___ Recorded information
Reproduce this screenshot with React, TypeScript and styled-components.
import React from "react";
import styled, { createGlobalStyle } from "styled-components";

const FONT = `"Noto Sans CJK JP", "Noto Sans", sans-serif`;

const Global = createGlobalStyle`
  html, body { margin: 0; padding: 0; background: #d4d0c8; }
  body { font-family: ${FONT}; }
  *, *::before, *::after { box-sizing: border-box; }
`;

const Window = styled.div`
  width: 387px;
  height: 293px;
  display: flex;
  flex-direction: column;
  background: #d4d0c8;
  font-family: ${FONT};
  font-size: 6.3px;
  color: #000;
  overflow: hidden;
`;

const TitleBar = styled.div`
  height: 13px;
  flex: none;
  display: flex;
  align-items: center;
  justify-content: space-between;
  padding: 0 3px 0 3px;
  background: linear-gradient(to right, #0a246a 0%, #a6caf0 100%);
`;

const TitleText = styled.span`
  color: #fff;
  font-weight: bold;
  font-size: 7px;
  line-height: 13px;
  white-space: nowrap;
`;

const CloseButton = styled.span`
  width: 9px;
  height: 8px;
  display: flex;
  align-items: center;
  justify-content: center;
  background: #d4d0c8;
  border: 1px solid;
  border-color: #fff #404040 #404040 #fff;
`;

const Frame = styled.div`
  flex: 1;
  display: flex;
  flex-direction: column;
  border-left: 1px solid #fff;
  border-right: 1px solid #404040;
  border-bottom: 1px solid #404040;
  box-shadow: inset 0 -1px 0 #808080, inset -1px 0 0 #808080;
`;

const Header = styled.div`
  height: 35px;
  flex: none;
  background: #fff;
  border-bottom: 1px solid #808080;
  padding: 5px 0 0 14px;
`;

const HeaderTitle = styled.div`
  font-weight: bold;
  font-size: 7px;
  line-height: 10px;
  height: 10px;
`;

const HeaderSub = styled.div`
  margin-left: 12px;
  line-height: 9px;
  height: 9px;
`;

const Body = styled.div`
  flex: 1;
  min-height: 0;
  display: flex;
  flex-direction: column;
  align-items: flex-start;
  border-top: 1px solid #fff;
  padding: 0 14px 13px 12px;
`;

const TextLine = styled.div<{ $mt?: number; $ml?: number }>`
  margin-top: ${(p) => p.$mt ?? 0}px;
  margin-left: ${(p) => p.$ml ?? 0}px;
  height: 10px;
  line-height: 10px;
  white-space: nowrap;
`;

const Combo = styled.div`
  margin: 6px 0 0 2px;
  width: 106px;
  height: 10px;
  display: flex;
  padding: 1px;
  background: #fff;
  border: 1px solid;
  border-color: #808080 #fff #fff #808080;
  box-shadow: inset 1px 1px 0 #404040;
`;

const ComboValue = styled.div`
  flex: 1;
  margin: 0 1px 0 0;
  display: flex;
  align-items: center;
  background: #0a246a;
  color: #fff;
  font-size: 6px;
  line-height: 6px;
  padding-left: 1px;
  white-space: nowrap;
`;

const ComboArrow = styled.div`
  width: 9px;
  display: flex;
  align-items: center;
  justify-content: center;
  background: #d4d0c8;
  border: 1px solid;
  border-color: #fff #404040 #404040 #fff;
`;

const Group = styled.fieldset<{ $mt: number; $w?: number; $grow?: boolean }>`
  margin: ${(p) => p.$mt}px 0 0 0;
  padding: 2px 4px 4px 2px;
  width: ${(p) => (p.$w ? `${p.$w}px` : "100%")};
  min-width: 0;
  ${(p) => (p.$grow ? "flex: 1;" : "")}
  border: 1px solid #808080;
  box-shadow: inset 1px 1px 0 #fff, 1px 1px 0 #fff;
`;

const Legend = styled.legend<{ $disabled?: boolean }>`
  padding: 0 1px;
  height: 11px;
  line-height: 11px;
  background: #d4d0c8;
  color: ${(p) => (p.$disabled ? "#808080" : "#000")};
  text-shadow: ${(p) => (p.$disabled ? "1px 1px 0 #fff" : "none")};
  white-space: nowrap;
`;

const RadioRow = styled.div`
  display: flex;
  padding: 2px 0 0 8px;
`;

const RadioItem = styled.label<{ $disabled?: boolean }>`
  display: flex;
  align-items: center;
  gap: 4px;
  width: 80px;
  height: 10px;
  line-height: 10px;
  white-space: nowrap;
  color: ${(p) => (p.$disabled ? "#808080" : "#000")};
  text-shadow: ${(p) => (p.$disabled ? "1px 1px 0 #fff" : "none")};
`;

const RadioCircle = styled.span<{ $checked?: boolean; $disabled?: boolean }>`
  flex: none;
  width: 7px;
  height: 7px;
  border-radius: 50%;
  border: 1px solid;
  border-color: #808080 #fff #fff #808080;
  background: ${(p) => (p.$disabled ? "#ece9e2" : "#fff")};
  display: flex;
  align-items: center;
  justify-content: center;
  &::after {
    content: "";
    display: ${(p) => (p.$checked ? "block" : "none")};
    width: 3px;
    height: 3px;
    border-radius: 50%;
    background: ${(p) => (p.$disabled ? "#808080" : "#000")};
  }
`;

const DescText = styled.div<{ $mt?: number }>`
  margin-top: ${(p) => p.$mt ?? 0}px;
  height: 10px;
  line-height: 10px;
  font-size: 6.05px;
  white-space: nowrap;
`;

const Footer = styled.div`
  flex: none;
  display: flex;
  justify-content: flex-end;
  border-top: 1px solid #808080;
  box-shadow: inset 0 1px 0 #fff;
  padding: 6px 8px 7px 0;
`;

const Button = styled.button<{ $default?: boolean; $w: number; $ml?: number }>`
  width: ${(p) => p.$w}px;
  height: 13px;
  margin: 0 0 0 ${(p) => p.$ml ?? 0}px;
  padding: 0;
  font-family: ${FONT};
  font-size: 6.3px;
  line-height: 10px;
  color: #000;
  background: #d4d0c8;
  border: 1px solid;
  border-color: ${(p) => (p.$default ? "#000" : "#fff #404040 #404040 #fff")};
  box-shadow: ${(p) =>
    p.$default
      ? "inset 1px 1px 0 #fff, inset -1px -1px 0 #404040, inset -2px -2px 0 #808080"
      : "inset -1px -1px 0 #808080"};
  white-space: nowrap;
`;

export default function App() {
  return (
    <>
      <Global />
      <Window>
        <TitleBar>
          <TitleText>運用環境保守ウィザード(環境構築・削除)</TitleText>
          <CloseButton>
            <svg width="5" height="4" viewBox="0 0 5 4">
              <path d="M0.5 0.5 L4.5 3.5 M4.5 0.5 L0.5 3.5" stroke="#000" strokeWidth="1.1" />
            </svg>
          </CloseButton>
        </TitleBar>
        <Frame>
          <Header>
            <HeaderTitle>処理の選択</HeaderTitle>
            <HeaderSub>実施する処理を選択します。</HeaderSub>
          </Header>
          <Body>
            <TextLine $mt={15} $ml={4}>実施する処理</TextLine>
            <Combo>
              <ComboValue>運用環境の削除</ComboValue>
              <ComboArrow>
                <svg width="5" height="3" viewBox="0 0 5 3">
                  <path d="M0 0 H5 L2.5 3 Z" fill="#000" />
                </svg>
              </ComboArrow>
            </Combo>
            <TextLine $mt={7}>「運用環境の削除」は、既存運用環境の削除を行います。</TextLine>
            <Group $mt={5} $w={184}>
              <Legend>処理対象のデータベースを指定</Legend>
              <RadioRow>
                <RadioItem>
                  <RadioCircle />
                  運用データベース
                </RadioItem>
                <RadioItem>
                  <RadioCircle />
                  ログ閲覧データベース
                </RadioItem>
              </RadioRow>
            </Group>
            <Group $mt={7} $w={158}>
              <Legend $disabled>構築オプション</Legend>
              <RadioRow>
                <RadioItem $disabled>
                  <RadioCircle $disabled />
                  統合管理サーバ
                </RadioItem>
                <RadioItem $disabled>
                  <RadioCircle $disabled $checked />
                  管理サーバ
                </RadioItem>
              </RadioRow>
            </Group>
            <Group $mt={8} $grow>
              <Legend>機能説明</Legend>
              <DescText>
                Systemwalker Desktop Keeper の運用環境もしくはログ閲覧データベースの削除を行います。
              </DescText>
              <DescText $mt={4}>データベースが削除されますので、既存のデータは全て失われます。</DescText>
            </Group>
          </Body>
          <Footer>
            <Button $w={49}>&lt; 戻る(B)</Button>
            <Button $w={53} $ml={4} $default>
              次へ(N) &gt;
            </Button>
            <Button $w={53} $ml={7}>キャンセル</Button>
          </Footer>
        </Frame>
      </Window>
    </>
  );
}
______
Your answer should be only a number: how many lines of the data above contain the string "components"?

2